The following year, the marque’s 40th anniversary, saw every Mustang adorned with a special badge… er, and little else. That was because Ford was about to bring us its ninth-generation Mustang, which would turn out to be a real throwback - in a good way.
Lots of references could be seen to the classic late-60s cars, especially around the seating and instrumentation. Yet a new suspension and lighter components helped improve handling, while bigger brakes ensured that the 60s references didn’t extend to one of that era’s cars’ biggest weak points.
Now we’re on iteration number 10, and Ford has finally decided that Mustang owners shouldn’t be embarrassed to show their muscle, with the latest car packing a minimum of 200bhp in the basic V6 guise. It has finally also brought the handling into the 21st century with a lighter suspension meaning the car is quicker to react to changes in road surface.

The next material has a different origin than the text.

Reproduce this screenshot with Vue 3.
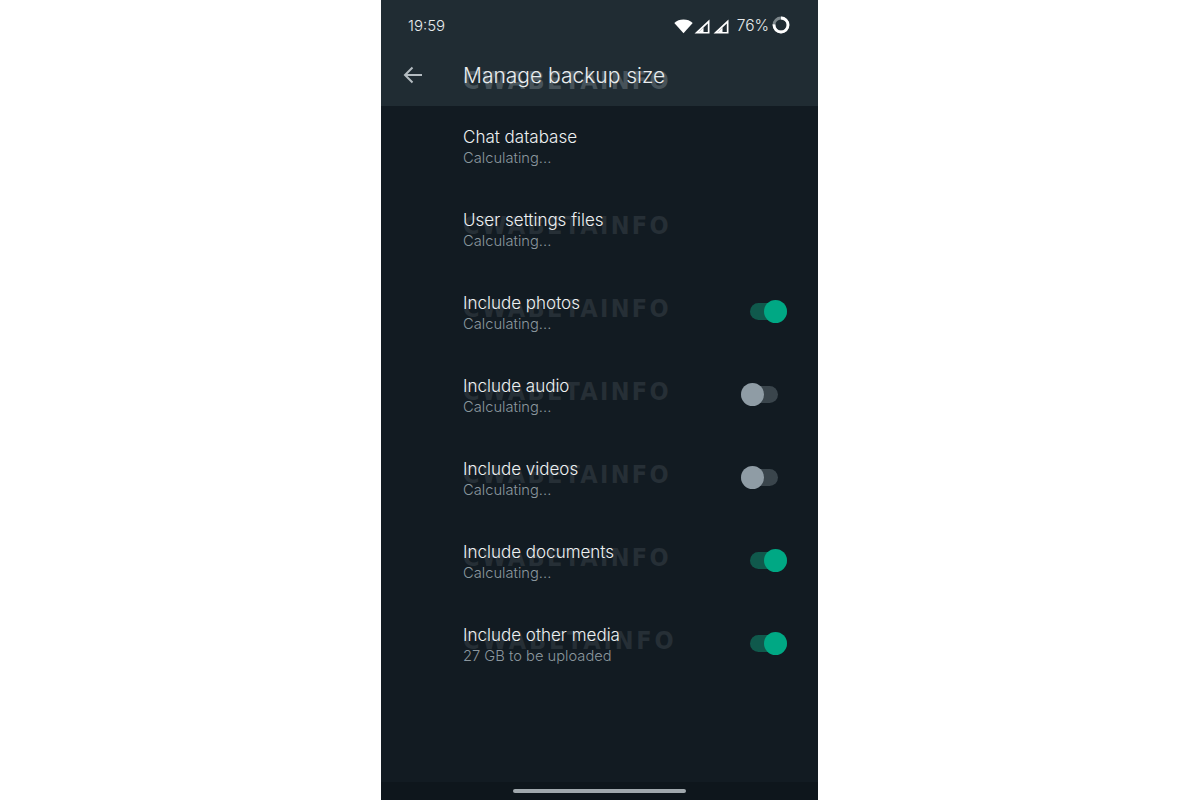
<script setup>
const rows = [
  { title: 'Chat database', sub: 'Calculating...', mark: false },
  { title: 'User settings files', sub: 'Calculating...', mark: true },
  { title: 'Include photos', sub: 'Calculating...', mark: true, toggle: 'on' },
  { title: 'Include audio', sub: 'Calculating...', mark: true, toggle: 'off' },
  { title: 'Include videos', sub: 'Calculating...', mark: true, toggle: 'off' },
  { title: 'Include documents', sub: 'Calculating...', mark: true, toggle: 'on' },
  { title: 'Include other media', sub: '27 GB to be uploaded', mark: true, toggle: 'on', wide: true },
]
</script>

<template>
  <div class="page">
    <div></div>
    <main class="phone">
      <header class="top">
        <div class="status">
          <span class="time">19:59</span>
          <div class="status-right">
            <svg class="wifi" width="19" height="15" viewBox="0 0 18 14"><path d="M0.3 3.6C2.6 1.5 5.6 0.4 9 0.4s6.4 1.1 8.700 3.200L9 13.500z" fill="#fff"/></svg>
            <svg class="signal" width="16" height="15" viewBox="0 0 16 15"><path d="M15.500 .5V14.500H.5zM13.800 4.500L4.800 12.900H13.800z" fill="#fff" fill-rule="evenodd"/><path d="M9.500 8.500L4.800 12.900H9.500z" fill="#fff"/></svg>
            <svg class="signal" width="16" height="15" viewBox="0 0 16 15"><path d="M15.500 .5V14.500H.5zM13.800 4.500L4.800 12.900H13.800z" fill="#fff" fill-rule="evenodd"/><path d="M9.500 8.500L4.800 12.900H9.500z" fill="#fff"/></svg>
            <span class="battery-text">76%</span>
            <svg width="18" height="18" viewBox="0 0 18 18"><circle cx="9" cy="9" r="7" fill="none" stroke="#7d878b" stroke-width="2.800"/><circle cx="9" cy="9" r="7" fill="none" stroke="#fff" stroke-width="2.800" stroke-dasharray="33.400 44" transform="rotate(-90 9 9)"/></svg>
          </div>
        </div>
        <div class="appbar">
          <svg class="back" width="20" height="18" viewBox="0 0 20 18"><path d="M19 9H2.500M9.500 1.500L2 9l7.500 7.500" fill="none" stroke="#b4bcc1" stroke-width="2"/></svg>
          <h1 class="heading">Manage backup size</h1>
          <span class="mark mark-head">CWABETAINFO</span>
        </div>
      </header>

      <section class="list">
        <div v-for="row in rows" :key="row.title" class="row">
          <span v-if="row.mark" class="mark" :class="{ wide: row.wide }">CWABETAINFO</span>
          <div class="text">
            <div class="title">{{ row.title }}</div>
            <div class="sub">{{ row.sub }}</div>
          </div>
          <div v-if="row.toggle" class="toggle" :class="row.toggle">
            <span class="knob"></span>
          </div>
        </div>
      </section>

      <footer class="nav"><span class="pill"></span></footer>
    </main>
  </div>
</template>

<style scoped>
.page {
  display: grid;
  grid-template-columns: 381px 437px 1fr;
  height: 800px;
  background: #fff;
  font-family: Inter, "Liberation Sans", sans-serif;
  font-weight: 300;
}
.phone {
  display: flex;
  flex-direction: column;
  height: 800px;
  background: #121b22;
  overflow: hidden;
}
.top {
  height: 106px;
  background: #202c33;
  flex: none;
}
.status {
  height: 50px;
  display: flex;
  align-items: center;
  justify-content: space-between;
  padding: 0 28px 0 27px;
  color: #e6e9eb;
  font-size: 15px;
}
.status-right {
  display: flex;
  align-items: center;
  gap: 3px;
  font-size: 15.500px;
}
.wifi {
  margin-right: -2px;
  margin-top: 2px;
}
.signal { margin-top: 2px; }
.battery-text { margin-left: 5px; }
.appbar {
  position: relative;
  height: 56px;
  display: flex;
  align-items: center;
  padding-left: 22px;
}
.back { margin-top: -7px; }
.heading {
  position: relative;
  z-index: 1;
  margin: -6px 0 0 40px;
  font-size: 21px;
  font-weight: 300;
  color: #e9edef;
}
.mark {
  position: absolute;
  left: 82px;
  top: 50%;
  margin-top: -17px;
  font-family: "DejaVu Sans", sans-serif;
  font-stretch: condensed;
  font-weight: 700;
  font-size: 25px;
  line-height: 28px;
  letter-spacing: 2.300px;
  color: #262f36;
  white-space: nowrap;
}
.mark-head {
  top: 17px;
  margin-top: 0;
  color: #47535a;
}
.mark.wide {
  letter-spacing: 2.800px;
}
.list {
  flex: 1;
  margin-top: -2px;
}
.row {
  position: relative;
  height: 83px;
  display: flex;
  align-items: center;
  justify-content: space-between;
  padding: 0 31px 0 82px;
}
.text {
  position: relative;
  z-index: 1;
}
.title {
  font-size: 17px;
  line-height: 24px;
  color: #eef1f2;
}
.sub {
  font-size: 14.700px;
  line-height: 18px;
  color: #8b979e;
}
.toggle {
  position: relative;
  width: 37px;
  height: 17px;
  border-radius: 9px;
  margin-top: -1px;
}
.toggle.on {
  background: #10594c;
}
.toggle.off {
  background: #3a454c;
  margin-right: 9px;
}
.knob {
  position: absolute;
  top: -3px;
  width: 23px;
  height: 23px;
  border-radius: 50%;
}
.on .knob {
  right: 0;
  background: #00a884;
}
.off .knob {
  left: 0;
  background: #8f9ca5;
}
.nav {
  height: 18px;
  flex: none;
  background: #0e161c;
  display: flex;
  justify-content: center;
  padding-top: 7px;
  box-sizing: border-box;
}
.pill {
  width: 173px;
  height: 4px;
  border-radius: 2px;
  background: #a0a8ad;
}
</style>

Available as a fastback or convertible, it remains a car which is decidedly not for shrinking violets, and the Mustang will be returning to claim its crown as one of the best-loved movie cars of all time, when it features in a big-screen adaptation of the Need For Speed video game. Engine options are two real extremes - a 2.3-litre EcoBoost or 5.0-litre V8 (the latter carrying a GT badge), and the car can be bought with five-speed manual or six-speed automatic gearboxes.
And the punchline to the story is that - finally - the Mustang can be bought in the UK as a purpose-built right-hand drive car, although at the time of writing you’ll have to wait about a year to get your hands on one. This has resulted in some speculators advertising lightly-driven cars for sale at a £10,000 mark-up on the list price - which, incidentally, starts at £30,000 - or £33,000 for the V8.
So the new Mustang will never be a common sight on British roads, but that’s exactly what most of its owners would want. They expect to turn heads wherever they go - and for a car whose roots stretch back half a century, and which has earned a place of its own in the pantheon of classic cars, that’s no mean achievement.